Something which may stand in the way of the Shrews in the future is the newly-instated salary cap, though Ollie is confident that it won’t hinder his side’s progression just yet: “I don’t think it will impact us this year.” – He told me, before going on to say: “The big impact will be next year when full wages have to be considered. I am a big fan of the cap, who knows when grounds will be full again, this protects all fans against stupid owners who may have been tempted to gamble and put the future of their club at risk.”
Ollie then spoke of the club’s long-term ambition, claiming: “The ambition of the club is to be a community asset and as successful as possible on the pitch whilst living within our means.
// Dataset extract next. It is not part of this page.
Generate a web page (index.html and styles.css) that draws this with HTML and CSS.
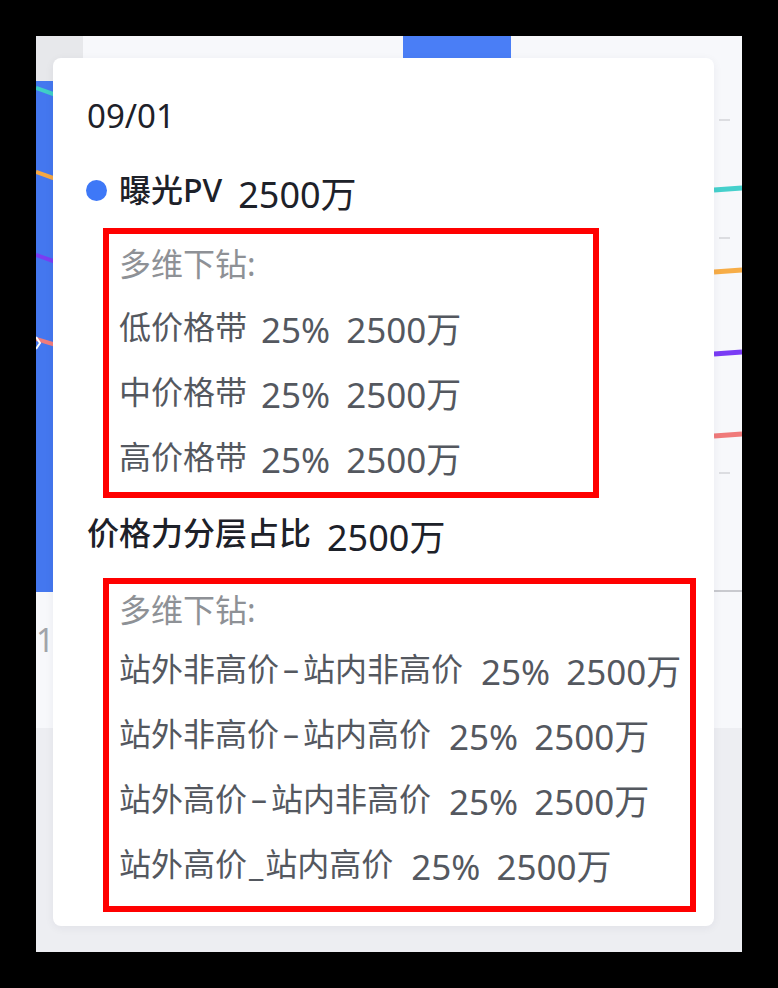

Off the pitch, the club is simply superb – the community team do a fantastic job, while CEO Brian Caldwell has built a great rapture with the fans.
“Chairman Roland Wycherley has taken the club from losing money every week in a ground that stank of p*ss, to a modern stadium and new training ground, as well as a healthy bank balance. We spent the 1980s in the Championship, our aim is to get back to that level.”